While its imminent death has been long forecast, cash just keeps on living to pay another day. Cash may not be king in the U.S. market anymore, but reports of its demise have often proved to be a bit premature. U.S. consumers’ cash use has declined over the last several years in terms of its share of the overall payments pie, but as consumers spend more, the pie gets bigger, and as people continue to use cash, cash usage continues to grow.
And mostly for low dollar purchases. According to Federal Reserve Data, consumers opt for cash a little less than half the time (43 percent) when making a purchase of $10 or less.
At least before COVID-19, anyway.
Seventy-seven percent of those purchases were done face to face — which in a digital-first world and begs the question of how many of those transactions will truly become cashless.
Cleaning Up Dirty Money
While the term “dirty money” gets thrown around a lot, generally in connection to nefarious uses, the reality that has become increasingly clear in the era of a pandemic is that by nature of its physicality, cash is rife with unsanitary elements. U.S. currency is made out of a weave of cotton and linen that has turned out to be an exceptionally good surface for growing all kinds of bacteria. A 2017 study identified over 100 different strains of bacteria on dollar bills circulating in New York City. On an average pieces of currency one might expect to find Propionibacterium acnes, a bacteria known to cause acne, Streptococcus oralis, a common bacteria found in our mouths, Salmonella, pathogenic E.coli and methicillin-resistant Staphylococcus aureus (MRSA), which causes skin infections.
And those are just the common bugs. The study found all kinds of things on the bills — with food and drugs both being incredibly common. The food varied by neighborhood where the bills came from; the drug was mostly cocaine, traces of which could be found on almost 80 percent of dollar bills. Morphine, heroin, methamphetamine and amphetamine were also found to a lesser extent.
As of yet, no major disease outbreak has never been connected to the transfer of tainted bills, but public health officials are clearly worrying about it. Early in the outbreak in March, the World Health Organization (WHO) advised consumers worldwide against using cash and to use as many cashless options as possible to help contain the spread of the coronavirus.

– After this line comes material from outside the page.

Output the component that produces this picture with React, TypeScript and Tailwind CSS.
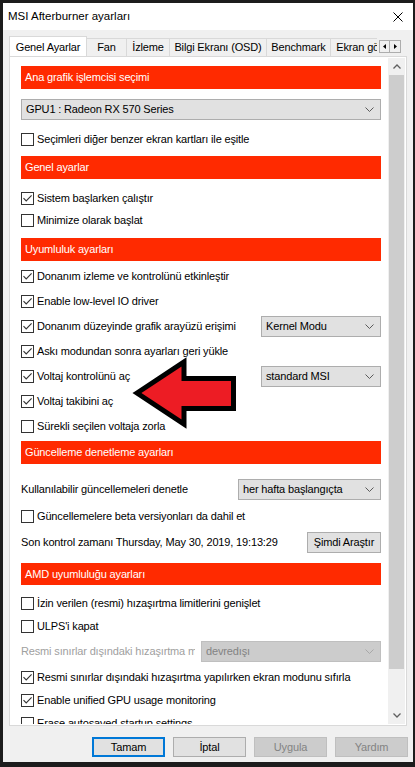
import React from "react";

const compat = [
  { label: "Donanım izleme ve kontrolünü etkinleştir", checked: true },
  { label: "Enable low-level IO driver", checked: true },
  { label: "Donanım düzeyinde grafik arayüzü erişimi", checked: true, select: "Kernel Modu" },
  { label: "Askı modundan sonra ayarları geri yükle", checked: true },
  { label: "Voltaj kontrolünü aç", checked: true, select: "standard MSI" },
  { label: "Voltaj takibini aç", checked: true },
  { label: "Sürekli seçilen voltaja zorla", checked: false },
];

const tabs = [
  { label: "Fan", w: "w-[40px]" },
  { label: "İzleme", w: "w-[43px]" },
  { label: "Bilgi Ekranı (OSD)", w: "w-[97px]" },
  { label: "Benchmark", w: "w-[64px]" },
  { label: "Ekran görüntüsü", w: "w-[90px]" },
];

const Checkbox = ({ checked = false }: { checked?: boolean }) => (
  <span className="flex h-[13px] w-[13px] shrink-0 items-center justify-center border border-[#333333] bg-white">
    {checked && (
      <svg width="11" height="11" viewBox="0 0 11 11">
        <path d="M1.5 5.2 4.2 8 9.6 2.4" fill="none" stroke="#333333" strokeWidth="1.1" />
      </svg>
    )}
  </span>
);

const Chevron = ({ color = "#5a5a5a" }: { color?: string }) => (
  <svg width="9" height="5" viewBox="0 0 9 5">
    <path d="M0.5 0.5 4.5 4.5 8.5 0.5" fill="none" stroke={color} />
  </svg>
);

const Select = ({ value, className = "", disabled = false }: { value: string; className?: string; disabled?: boolean }) => (
  <div
    className={`flex h-[21px] items-center border pl-[4px] pr-[6px] ${
      disabled ? "border-[#bfbfbf] bg-[#cccccc] text-[#838383]" : "border-[#adadad] bg-[#e1e1e1]"
    } ${className}`}
  >
    <span className="flex-1 whitespace-nowrap">{value}</span>
    <Chevron color={disabled ? "#a8a8a8" : "#5a5a5a"} />
  </div>
);

const Section = ({ title, className = "" }: { title: string; className?: string }) => (
  <div className={`flex h-[23px] items-center bg-[#ff2a00] pl-[4px] text-white ${className}`}>{title}</div>
);

const CheckRow = ({
  label,
  checked = false,
  className = "",
  children,
}: {
  label: string;
  checked?: boolean;
  className?: string;
  children?: React.ReactNode;
}) => (
  <div className={`flex items-center ${className}`}>
    <Checkbox checked={checked} />
    <span className="ml-[3px] whitespace-nowrap">{label}</span>
    {children}
  </div>
);

export default function App() {
  return (
    <div className="relative h-[767px] w-[415px] overflow-hidden bg-[#1c1c1c] pl-[3px] pt-[3px] font-['Liberation_Sans',Arial,sans-serif] text-[11px] tracking-[-0.15px] text-black">
      <div className="flex h-[759px] w-[410px] flex-col bg-[#f0f0f0]">
        {/* title bar */}
        <div className="flex h-[27px] items-center justify-between bg-white pl-[5px] pr-[10px]">
          <span className="text-[11.5px] tracking-normal">MSI Afterburner ayarları</span>
          <svg width="10" height="10" viewBox="0 0 10 10">
            <path d="M0.5 0.5 9.5 9.5 M9.5 0.5 0.5 9.5" stroke="#000" strokeWidth="1" />
          </svg>
        </div>

        {/* tabs */}
        <div className="mt-[6px] flex h-[20px] items-end pl-[6px]">
          <div className="flex w-[368px] items-end overflow-hidden">
            <div className="relative z-10 -mb-px flex h-[21px] w-[78px] shrink-0 items-center justify-center border border-b-0 border-[#d9d9d9] bg-white">
              Genel Ayarlar
            </div>
            {tabs.map((t) => (
              <div
                key={t.label}
                className={`flex h-[18px] shrink-0 items-center justify-center border border-b-0 border-l-0 border-[#d9d9d9] ${t.w}`}
              >
                <span className="whitespace-nowrap">{t.label}</span>
              </div>
            ))}
          </div>
          <div className="mb-[3px] ml-[2px] flex">
            <div className="flex h-[13px] w-[11px] items-center justify-center border border-[#adadad] bg-[#f0f0f0]">
              <svg width="3" height="5" viewBox="0 0 3 5">
                <path d="M3 0 0 2.5 3 5Z" fill="#000" />
              </svg>
            </div>
            <div className="flex h-[13px] w-[11px] items-center justify-center border border-l-0 border-[#adadad] bg-[#f0f0f0]">
              <svg width="3" height="5" viewBox="0 0 3 5">
                <path d="M0 0 3 2.5 0 5Z" fill="#000" />
              </svg>
            </div>
          </div>
        </div>

        {/* panel */}
        <div className="ml-[6px] h-[670px] w-[398px] border border-[#d9d9d9] bg-white pb-px pr-px pt-px">
          <div className="flex h-[666px]">
            <div className="flex-1 overflow-hidden pl-[11px] pr-[7px] pt-[8px]">
              <Section title="Ana grafik işlemcisi seçimi" />
              <Select value="GPU1 : Radeon RX 570 Series" className="mt-[10px]" />
              <CheckRow label="Seçimleri diğer benzer ekran kartları ile eşitle" className="mt-[9px] h-[20px]" />

              <Section title="Genel ayarlar" className="mt-[7px]" />
              <CheckRow label="Sistem başlarken çalıştır" checked className="mt-[8px] h-[22px]" />
              <CheckRow label="Minimize olarak başlat" className="h-[22px]" />

              <Section title="Uyumluluk ayarları" className="mt-[7px]" />
              <div className="mt-[3px]">
                {compat.map((c) => (
                  <CheckRow key={c.label} label={c.label} checked={c.checked} className="h-[25px]">
                    {c.select && <Select value={c.select} className="ml-auto w-[120px]" />}
                  </CheckRow>
                ))}
              </div>

              <Section title="Güncelleme denetleme ayarları" className="mt-[2px]" />
              <div className="mt-[15px] flex h-[21px] items-center">
                <span>Kullanılabilir güncellemeleri denetle</span>
                <Select value="her hafta başlangıçta" className="ml-auto w-[143px]" />
              </div>
              <CheckRow label="Güncellemelere beta versiyonları da dahil et" className="mt-[5px] h-[22px]" />
              <div className="mt-[5px] flex h-[21px] items-center">
                <span>Son kontrol zamanı Thursday, May 30, 2019, 19:13:29</span>
                <button className="ml-auto flex h-[21px] w-[74px] items-center justify-center border border-[#adadad] bg-[#e1e1e1]">
                  Şimdi Araştır
                </button>
              </div>

              <Section title="AMD uyumluluğu ayarları" className="mt-[10px] !h-[22px]" />
              <CheckRow label="İzin verilen (resmi) hızaşırtma limitlerini genişlet" className="mt-[7px] h-[22px]" />
              <CheckRow label="ULPS'i kapat" className="h-[24px]" />
              <div className="flex h-[27px] items-center">
                <span className="w-[174px] overflow-hidden whitespace-nowrap text-[#a0a0a0]">
                  Resmi sınırlar dışındaki hızaşırtma modu
                </span>
                <Select value="devredışı" disabled className="ml-auto w-[180px]" />
              </div>
              <CheckRow
                label="Resmi sınırlar dışındaki hızaşırtma yapılırken ekran modunu sıfırla"
                checked
                className="h-[24px]"
              />
              <CheckRow label="Enable unified GPU usage monitoring" checked className="h-[22px]" />
              <CheckRow label="Erase autosaved startup settings" className="h-[24px]" />
            </div>

            {/* scrollbar */}
            <div className="flex w-[17px] flex-col bg-[#f0f0f0]">
              <div className="flex h-[17px] items-center justify-center">
                <svg width="8" height="5" viewBox="0 0 8 5">
                  <path d="M0.5 4.5 4 1 7.5 4.5" fill="none" stroke="#606060" strokeWidth="1.3" />
                </svg>
              </div>
              <div className="mx-px h-[594px] bg-[#cdcdcd]" />
              <div className="flex-1" />
              <div className="flex h-[17px] items-center justify-center">
                <svg width="8" height="5" viewBox="0 0 8 5">
                  <path d="M0.5 0.5 4 4 7.5 0.5" fill="none" stroke="#606060" strokeWidth="1.3" />
                </svg>
              </div>
            </div>
          </div>
        </div>

        {/* dialog buttons */}
        <div className="mt-[11px] flex justify-end gap-[8px] pr-[5px]">
          <button className="flex h-[20px] w-[73px] items-center justify-center border-2 border-[#0078d7] bg-[#e1e1e1]">
            Tamam
          </button>
          <button className="flex h-[20px] w-[73px] items-center justify-center border border-[#adadad] bg-[#e1e1e1]">
            İptal
          </button>
          <button className="flex h-[20px] w-[73px] items-center justify-center border border-[#bfbfbf] bg-[#cccccc] text-[#838383]">
            Uygula
          </button>
          <button className="flex h-[20px] w-[73px] items-center justify-center border border-[#bfbfbf] bg-[#cccccc] text-[#838383]">
            Yardım
          </button>
        </div>
      </div>

      {/* red annotation arrow */}
      <svg className="pointer-events-none absolute left-0 top-0" width="415" height="767" viewBox="0 0 415 767">
        <polygon
          points="137,393 184,362 184,378.5 233.5,378.5 233.5,408.5 184,408.5 184,424"
          fill="#ed1c24"
          stroke="#000"
          strokeWidth="5"
          strokeLinejoin="miter"
        />
      </svg>
    </div>
  );
}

“We know that money changes hands frequently and can pick up all sorts of bacteria and viruses,” a WHO spokesman said. “We would advise people to wash their hands after handling banknotes, and avoid touching their face. When possible, it would also be advisable to use contactless payments to reduce the risk of transmission.”
The Changing Consumer
It is a warning that consumers have been increasingly taking to heart. The pandemic has pushed them to digitize the majority of their offline lives into digital channels over the last eight months. According to the latest iteration of the PYMNTS and Visa How We Will Pay 2020 study cash usage has been hit hard — and is a fraction of what it used to be as the economy has rapidly pressed toward modernization and digitalization. That decline wasn’t created by the COVID-19 pandemic but it has been accelerated by it.
The PYMNTS study found that 80 percent of survey respondents adapt to new digital experiences due to a perception that they can reduce COVID-19 exposure by tapping into things like contactless commerce and avoiding cash. The study also found that the typical U.S. consumer currently goes to an ATM to get cash fewer than four times a year. And 11 percent fewer consumers carry cash now than did in 2018. The data also shows that 33 percent of consumers report factoring in payment options when selecting the merchant they will shop with, and the same amount report a preference for contactless card technologies for their in-store shopping experience. Twenty-six percent report favoring pre-payment within an app or website and receiving their goods delivered at curbside.
None of which is to say it’s time to declare cash totally dead. PYMNTS also found that there are places where cash is favored and prominent. Tipping in specific was such a behavior, with 48 percent of consumers reporting that tipping is the main reason they still carry cash. Moreover, PYMNTS data also found that when asked what payment method they wanted to power their connected commerce experiences, nearly a quarter (21 percent) reported cash was their main choice. For many consumers cash retains an important role. For all of its flaws, cash is a tangible measure of how much consumers actually have to spend — and how they can budget the cash on hand. Enveloping — putting cash in envelopes earmarked for savings or bill payments — is an attribute so important that many a FinTech has sought to replicate it in digital fashion.
Of course, the cash story is quite different in developing and emerging markets where cashless is a goal but very much a work in progress. Even in developed countries such as Germany, cash is a preferred payments type, and the sheer size of the economies in Africa, Latin America and Southeast Asia will make the shift away from cash to digital a long journey.
At the same time, central banks are exploring issuing their local currency in digital form — a big step closer to cashless — since the issuer of the currency will no longer do it in a physical form.
Although it might be early to declare cash dead across the board, there are new reasons that in the era of a pandemic, cash is looking especially unappetizing.
In fact, it seems fair to speculate cash will never quite recover from COVID-19 as consumers and governments find new ways to make cash digital.